# CTA 2013 Fur Auction Results.



## catcapper (Feb 11, 2010)

Here they are guys/gals. Top cat $1475.00---somebodys smile'in.



awprint:


----------



## hassell (Feb 9, 2010)

Thanks Cat, surprised at the price of the wolverine, only 2 But!!! marten is low but I see there are not too many around, cat's are the same as up here, pretty good average for yotes!!!


----------



## Ruger (Jan 22, 2011)

Looks like a better go clean the cats out of my traps and set some more steel!!


----------



## chopayne (Jan 26, 2013)

what could make a bobcats fur be worth so much?


----------



## azpredatorhunter (Jul 24, 2012)

They are the only "spotted" furbearer, that can be sold...


----------



## chopayne (Jan 26, 2013)

No im sorry, I meant what could make one bobcat distinguish itself so much different than the others?


----------



## sneakygroundbuzzard (Nov 1, 2012)

the size of the spots,quality of the pelt


----------



## azpredatorhunter (Jul 24, 2012)

chopayne said:


> No im sorry, I meant what could make one bobcat distinguish itself so much different than the others?

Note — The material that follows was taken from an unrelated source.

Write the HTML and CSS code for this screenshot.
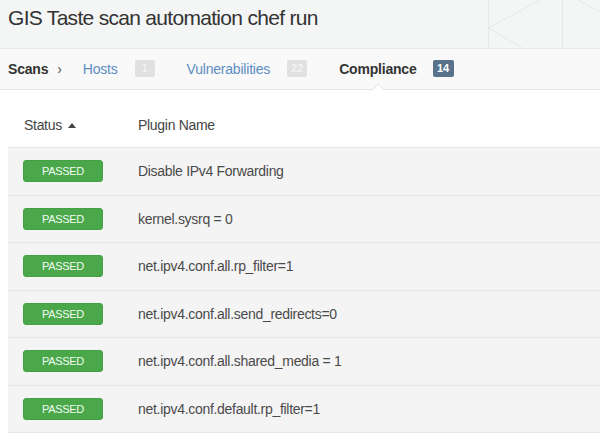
FILE: index.html
```html
<!DOCTYPE html>
<html>
<head>
<meta charset="utf-8">
<link rel="stylesheet" href="styles.css">
</head>
<body>
<header class="page-head">
  <h1 class="title">GIS Taste scan automation chef run</h1>
  <svg class="deco" width="130" height="48" viewBox="0 0 130 48">
    <g fill="none" stroke="#e4e8e6" stroke-width="1">
      <line x1="18.5" y1="0" x2="18.5" y2="48"/>
      <line x1="18.5" y1="28" x2="70" y2="0"/>
      <line x1="18.5" y1="28" x2="52" y2="48"/>
      <line x1="92.5" y1="0" x2="92.5" y2="48"/>
      <line x1="108" y1="0" x2="130" y2="12"/>
    </g>
  </svg>
</header>
<nav class="tabs">
  <span class="crumb">Scans</span>
  <span class="sep">›</span>
  <a class="tab">Hosts <span class="count">1</span></a>
  <a class="tab">Vulnerabilities <span class="count">22</span></a>
  <a class="tab active"><span class="tab-label">Compliance</span> <span class="count dark">14</span></a>
</nav>
<section class="results">
  <div class="thead">
    <div class="th">Status <span class="sort"></span></div>
    <div class="th">Plugin Name</div>
  </div>
  <div class="row"><div class="cell"><span class="status">PASSED</span></div><div class="cell name">Disable IPv4 Forwarding</div></div>
  <div class="row"><div class="cell"><span class="status">PASSED</span></div><div class="cell name">kernel.sysrq = 0</div></div>
  <div class="row"><div class="cell"><span class="status">PASSED</span></div><div class="cell name">net.ipv4.conf.all.rp_filter=1</div></div>
  <div class="row"><div class="cell"><span class="status">PASSED</span></div><div class="cell name">net.ipv4.conf.all.send_redirects=0</div></div>
  <div class="row"><div class="cell"><span class="status">PASSED</span></div><div class="cell name">net.ipv4.conf.all.shared_media = 1</div></div>
  <div class="row"><div class="cell"><span class="status">PASSED</span></div><div class="cell name">net.ipv4.conf.default.rp_filter=1</div></div>
</section>
</body>
</html>
```

FILE: styles.css
```css
* { box-sizing: border-box; }
html, body {
  margin: 0;
  padding: 0;
  width: 600px;
  height: 438px;
  overflow: hidden;
  background: #ffffff;
  font-family: "Liberation Sans", Arial, sans-serif;
  color: #444;
}
.page-head {
  position: relative;
  height: 49px;
  background: #f4f6f5;
  border-bottom: 1px solid #e6e9e7;
  padding: 4px 0 0 8px;
}
.title {
  margin: 0;
  font-size: 21px;
  letter-spacing: -0.7px;
  line-height: 28px;
  font-weight: normal;
  color: #333;
  position: relative;
  z-index: 1;
}
.deco {
  position: absolute;
  right: 0;
  top: 0;
}
.tabs {
  height: 41px;
  background: #f8f9f8;
  border-bottom: 1px solid #e4e6e5;
  display: flex;
  align-items: center;
  padding: 0 0 1px 8px;
  font-size: 14px;
  letter-spacing: -0.2px;
}
.crumb {
  font-weight: bold;
  color: #333;
}
.sep {
  margin-left: 9px;
  margin-right: 21px;
  color: #555;
  font-size: 14px;
}
.tab {
  display: flex;
  align-items: center;
  gap: 17px;
  margin-right: 32px;
  color: #5d8dc2;
}
.tab.active {
  font-weight: bold;
  color: #333;
  gap: 16px;
}
.tab-label {
  position: relative;
}
.tab-label::after {
  content: "";
  position: absolute;
  left: 50%;
  margin-left: -4px;
  bottom: -17px;
  width: 8px;
  height: 8px;
  background: #fff;
  border-left: 1px solid #e4e6e5;
  border-top: 1px solid #e4e6e5;
  transform: rotate(45deg);
}
.count {
  display: inline-block;
  width: 20px;
  height: 17px;
  line-height: 17px;
  border-radius: 2px;
  background: #e0e1e0;
  color: #f2f2f2;
  font-size: 11px;
  font-weight: bold;
  letter-spacing: 0;
  text-align: center;
}
.count.dark {
  width: 21px;
  background: #58728c;
  color: #fff;
}
.results {
  margin-left: 8px;
}
.thead {
  display: grid;
  grid-template-columns: 130px 1fr;
  height: 58px;
  align-items: end;
  padding-bottom: 14px;
  border-bottom: 1px solid #e6e6e6;
  font-size: 14px;
  letter-spacing: -0.3px;
  color: #444;
}
.th:first-child {
  padding-left: 16px;
}
.sort {
  display: inline-block;
  width: 0;
  height: 0;
  border-left: 4px solid transparent;
  border-right: 4px solid transparent;
  border-bottom: 5px solid #444;
  margin-left: 3px;
  vertical-align: 2px;
}
.row {
  display: grid;
  grid-template-columns: 130px 1fr;
  align-items: center;
  height: 47.5px;
  background: #f4f4f4;
  border-bottom: 1px solid #e6e6e6;
}
.cell:first-child {
  padding-left: 15px;
}
.status {
  display: block;
  width: 80px;
  height: 22px;
  line-height: 20px;
  border-radius: 3px;
  background: #4aa84b;
  border: 1px solid #44a045;
  color: #f2fbf2;
  font-size: 11px;
  letter-spacing: -0.3px;
  text-align: center;
}
.name {
  font-size: 14px;
  letter-spacing: -0.3px;
  color: #4a4a4a;
}
```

First is the size of the bobcat, then the belly; wide, clear, white belly with good looking spots... and last, A Well Handled Pelt is the most important part of any pelt...a poorly handled pelt is worthless... ie: the low price for a western cat $20


----------



## prairiewolf (Feb 19, 2012)

It is the same with coyotes, nice white bellies and light coats will bring more money than dark ones,even if they are handled the same.


----------



## cocoyote (May 2, 2011)

Gender size contest mostly. Same as Grand Champion steer, is he really worth $25,000 compared to the steer down the the isle at $1500. His meat any better? Its a auction, thats why prices are always better at a auction then they are in the country. One guy looking at your fur isnt going to pay those prices, now 15 guys in the same room and a little testosterone and katie bar the door.

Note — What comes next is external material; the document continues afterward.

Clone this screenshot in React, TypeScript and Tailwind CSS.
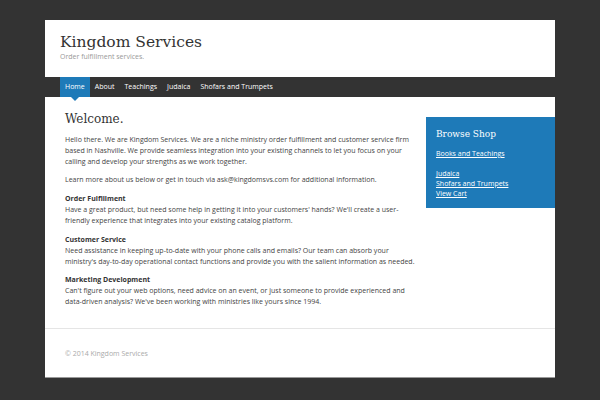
import React from "react";

export default function App() {
  const sans = { fontFamily: '"Open Sans", "DejaVu Sans", sans-serif' };
  const serif = { fontFamily: '"DejaVu Serif", serif' };
  return (
    <div className="w-[600px] h-[400px] bg-[#333333] pt-[20px] overflow-hidden" style={sans}>
      <div className="mx-[45px] w-[510px] bg-white border-b border-[#999]">
        <header className="h-[57px] pl-[15px] pt-[12px]">
          <h1 className="text-[15.5px] leading-[21px] text-[#333]" style={serif}>
            Kingdom Services
          </h1>
          <p className="text-[7px] leading-[8px] text-[#999]">Order fulfillment services.</p>
        </header>
        <nav className="h-[20px] bg-[#333333] pl-[15px] flex text-[7px] text-white">
          <a className="relative px-[5px] bg-[#1e7ab8] flex items-center">
            Home
            <span className="absolute left-1/2 -translate-x-1/2 top-full w-0 h-0 border-l-[4px] border-r-[4px] border-t-[4px] border-l-transparent border-r-transparent border-t-[#1e7ab8]" />
          </a>
          <a className="px-[5px] flex items-center">About</a>
          <a className="px-[5px] flex items-center">Teachings</a>
          <a className="px-[5px] flex items-center">Judaica</a>
          <a className="px-[5px] flex items-center">Shofars and Trumpets</a>
        </nav>
        <div className="flex pt-[15px]">
          <main className="pl-[20px] w-[375px] text-[7px] leading-[11px] text-[#444]">
            <h2 className="text-[12px] leading-[14px] text-[#333] mb-[8px]" style={serif}>
              Welcome.
            </h2>
            <p className="mb-[7px]">
              Hello there. We are Kingdom Services. We are a niche ministry order fulfillment and customer service firm based in Nashville. We provide seamless integration into your existing channels to let you focus on your calling and develop your strengths as we work together.
            </p>
            <p className="mb-[8px]">
              Learn more about us below or get in touch via ask@kingdomsvs.com for additional information.
            </p>
            <p className="mb-[8px]">
              <b className="text-[#333]">Order Fulfillment</b>
              <br />
              Have a great product, but need some help in getting it into your customers' hands? We'll create a user-friendly experience that integrates into your existing catalog platform.
            </p>
            <p className="mb-[7px]">
              <b className="text-[#333]">Customer Service</b>
              <br />
              Need assistance in keeping up-to-date with your phone calls and emails? Our team can absorb your ministry's day-to-day operational contact functions and provide you with the salient information as needed.
            </p>
            <p>
              <b className="text-[#333]">Marketing Development</b>
              <br />
              Can't figure out your web options, need advice on an event, or just someone to provide experienced and data-driven analysis? We've been working with ministries like yours since 1994.
            </p>
          </main>
          <aside className="ml-auto mt-[5px] w-[129px] h-[91px] bg-[#1e7ab8] text-white pl-[10px] pt-[11px] self-start">
            <h3 className="text-[9px] leading-[12px] mb-[9px]" style={serif}>
              Browse Shop
            </h3>
            <ul className="text-[7px] leading-[10px] underline">
              <li>Books and Teachings</li>
              <li className="h-[10px]"></li>
              <li>Judaica</li>
              <li>Shofars and Trumpets</li>
              <li>View Cart</li>
            </ul>
          </aside>
        </div>
        <footer className="mt-[21px] border-t border-[#e5e5e5] h-[49px] pl-[20px] pt-[20px] text-[7px] leading-[10px] text-[#aaa]">
          © 2014 Kingdom Services
        </footer>
      </div>
    </div>
  );
}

Hassell, totally different marten than your used too, smaller and lighter colored.

Once again everyone can sit back and say, darn wished I would have had my stuff on there. Like they did last year, and the year before, and the year before.


----------



## hassell (Feb 9, 2010)

cocoyote said:


> Gender size contest mostly. Same as Grand Champion steer, is he really worth $25,000 compared to the steer down the the isle at $1500. His meat any better? Its a auction, thats why prices are always better at a auction then they are in the country. One guy looking at your fur isnt going to pay those prices, now 15 guys in the same room and a little testosterone and katie bar the door.
> 
> Hassell, totally different marten than your used too, smaller and lighter colored.
> 
> Once again everyone can sit back and say, darn wished I would have had my stuff on there. Like they did last year, and the year before, and the year before.

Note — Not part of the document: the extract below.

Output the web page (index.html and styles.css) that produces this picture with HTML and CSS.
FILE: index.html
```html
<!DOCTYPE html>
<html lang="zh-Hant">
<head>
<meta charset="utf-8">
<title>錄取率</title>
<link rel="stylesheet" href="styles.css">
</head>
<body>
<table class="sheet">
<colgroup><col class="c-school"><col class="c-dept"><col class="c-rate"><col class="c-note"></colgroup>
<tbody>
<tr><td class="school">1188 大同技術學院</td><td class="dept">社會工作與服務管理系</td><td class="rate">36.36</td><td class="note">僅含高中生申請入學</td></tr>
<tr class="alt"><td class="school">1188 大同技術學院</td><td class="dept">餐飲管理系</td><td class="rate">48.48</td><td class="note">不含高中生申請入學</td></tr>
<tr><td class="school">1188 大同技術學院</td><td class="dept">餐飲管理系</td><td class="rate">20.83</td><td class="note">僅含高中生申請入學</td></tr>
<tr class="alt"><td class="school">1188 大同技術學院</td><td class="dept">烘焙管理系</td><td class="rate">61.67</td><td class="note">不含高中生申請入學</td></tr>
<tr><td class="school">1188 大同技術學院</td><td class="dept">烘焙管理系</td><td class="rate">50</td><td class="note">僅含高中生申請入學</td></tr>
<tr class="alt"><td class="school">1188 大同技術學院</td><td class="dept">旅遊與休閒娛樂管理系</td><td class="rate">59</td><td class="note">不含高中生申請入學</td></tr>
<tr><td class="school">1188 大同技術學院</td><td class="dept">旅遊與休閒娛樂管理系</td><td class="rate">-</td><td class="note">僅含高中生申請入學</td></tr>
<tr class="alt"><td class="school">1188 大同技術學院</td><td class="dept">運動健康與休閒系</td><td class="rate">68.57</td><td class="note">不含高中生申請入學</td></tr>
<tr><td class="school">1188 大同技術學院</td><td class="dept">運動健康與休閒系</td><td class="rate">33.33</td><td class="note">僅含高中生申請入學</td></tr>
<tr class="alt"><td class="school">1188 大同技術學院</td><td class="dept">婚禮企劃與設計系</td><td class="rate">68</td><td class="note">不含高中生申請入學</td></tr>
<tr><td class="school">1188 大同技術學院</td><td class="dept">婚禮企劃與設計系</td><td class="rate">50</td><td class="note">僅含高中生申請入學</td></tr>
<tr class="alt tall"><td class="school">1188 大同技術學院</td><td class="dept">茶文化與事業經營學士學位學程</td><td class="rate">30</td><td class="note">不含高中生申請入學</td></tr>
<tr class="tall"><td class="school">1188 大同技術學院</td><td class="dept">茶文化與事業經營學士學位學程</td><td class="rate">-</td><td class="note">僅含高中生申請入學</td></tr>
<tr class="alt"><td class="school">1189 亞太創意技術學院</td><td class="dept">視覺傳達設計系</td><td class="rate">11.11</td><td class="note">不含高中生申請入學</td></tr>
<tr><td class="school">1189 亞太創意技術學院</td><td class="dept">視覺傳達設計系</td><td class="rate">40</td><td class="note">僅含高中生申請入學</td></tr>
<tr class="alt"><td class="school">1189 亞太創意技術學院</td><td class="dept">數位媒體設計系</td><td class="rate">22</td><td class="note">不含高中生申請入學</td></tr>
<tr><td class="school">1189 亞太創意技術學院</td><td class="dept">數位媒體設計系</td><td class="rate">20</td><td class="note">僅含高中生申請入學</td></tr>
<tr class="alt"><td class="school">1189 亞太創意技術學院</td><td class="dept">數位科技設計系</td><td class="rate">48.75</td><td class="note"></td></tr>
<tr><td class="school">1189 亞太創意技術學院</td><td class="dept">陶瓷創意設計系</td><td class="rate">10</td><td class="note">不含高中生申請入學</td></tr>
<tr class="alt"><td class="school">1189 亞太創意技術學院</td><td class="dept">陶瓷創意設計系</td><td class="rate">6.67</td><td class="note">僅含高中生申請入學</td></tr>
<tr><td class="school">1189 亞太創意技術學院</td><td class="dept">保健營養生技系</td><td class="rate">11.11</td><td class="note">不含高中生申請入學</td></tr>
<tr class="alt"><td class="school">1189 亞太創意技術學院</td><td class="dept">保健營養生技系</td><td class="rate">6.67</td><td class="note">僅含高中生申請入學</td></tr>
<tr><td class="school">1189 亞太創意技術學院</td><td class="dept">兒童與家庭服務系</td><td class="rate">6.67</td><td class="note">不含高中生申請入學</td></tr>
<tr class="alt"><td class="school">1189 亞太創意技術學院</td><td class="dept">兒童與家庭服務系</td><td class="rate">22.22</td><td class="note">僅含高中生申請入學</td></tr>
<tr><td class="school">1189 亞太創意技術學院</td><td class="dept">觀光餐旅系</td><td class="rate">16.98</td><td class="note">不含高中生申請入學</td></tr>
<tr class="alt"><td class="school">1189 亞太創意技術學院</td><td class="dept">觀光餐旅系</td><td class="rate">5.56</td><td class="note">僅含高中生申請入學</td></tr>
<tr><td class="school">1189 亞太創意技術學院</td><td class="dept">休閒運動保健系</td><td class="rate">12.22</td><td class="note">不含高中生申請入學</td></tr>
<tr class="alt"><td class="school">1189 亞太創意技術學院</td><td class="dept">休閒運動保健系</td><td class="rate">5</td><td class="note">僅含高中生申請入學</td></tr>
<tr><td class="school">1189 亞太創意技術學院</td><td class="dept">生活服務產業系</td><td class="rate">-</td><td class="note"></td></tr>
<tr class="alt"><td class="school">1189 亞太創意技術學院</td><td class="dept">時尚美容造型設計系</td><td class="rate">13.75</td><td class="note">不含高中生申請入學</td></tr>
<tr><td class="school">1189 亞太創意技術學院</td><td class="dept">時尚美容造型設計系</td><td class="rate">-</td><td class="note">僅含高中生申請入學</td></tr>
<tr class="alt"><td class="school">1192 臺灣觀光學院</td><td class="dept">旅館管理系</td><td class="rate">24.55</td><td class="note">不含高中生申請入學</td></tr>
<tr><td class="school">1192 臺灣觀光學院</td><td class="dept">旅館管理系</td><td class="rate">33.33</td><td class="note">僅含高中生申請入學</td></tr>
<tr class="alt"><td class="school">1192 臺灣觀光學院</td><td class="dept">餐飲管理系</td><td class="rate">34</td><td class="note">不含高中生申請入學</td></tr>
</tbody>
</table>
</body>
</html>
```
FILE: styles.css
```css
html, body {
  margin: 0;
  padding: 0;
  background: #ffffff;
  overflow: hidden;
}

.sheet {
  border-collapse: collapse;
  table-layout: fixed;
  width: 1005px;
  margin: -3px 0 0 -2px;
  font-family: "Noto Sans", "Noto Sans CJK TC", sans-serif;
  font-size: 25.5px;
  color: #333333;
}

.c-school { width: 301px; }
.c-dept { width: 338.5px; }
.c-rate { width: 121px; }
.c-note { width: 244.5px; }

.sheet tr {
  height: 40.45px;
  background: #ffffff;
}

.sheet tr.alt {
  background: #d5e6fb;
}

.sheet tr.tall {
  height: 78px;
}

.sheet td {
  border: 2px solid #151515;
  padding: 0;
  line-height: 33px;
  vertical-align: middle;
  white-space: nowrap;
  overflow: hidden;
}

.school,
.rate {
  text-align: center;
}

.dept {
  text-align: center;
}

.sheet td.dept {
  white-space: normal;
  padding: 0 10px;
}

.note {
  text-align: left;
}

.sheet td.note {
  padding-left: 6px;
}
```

 Figured as much, up north they were the main target on my line, then lynx. If my average was $ 90.00 I was happy, the light colored ones fetched less but the ones with a lot of red in them did well.


----------



## Jonbnks (Jan 21, 2012)

$22.11 average for raccoons seems to be pretty good.


----------



## Gknoettgen (Dec 7, 2012)

That's what I was thinking Jon. I averaged 14 this year on the round.


----------



## beavertrapper (Dec 31, 2012)

Would be nice to get some cats at those prices.....muskrat and raccoon lower than what we averaged but not bad....nice to see up to date prices from other areas....thanks or sharing


----------



## chopayne (Jan 26, 2013)

Do those costs, other than those get bobcats actually go toward your income? Or does it end up coming out even with gas and bullets?


----------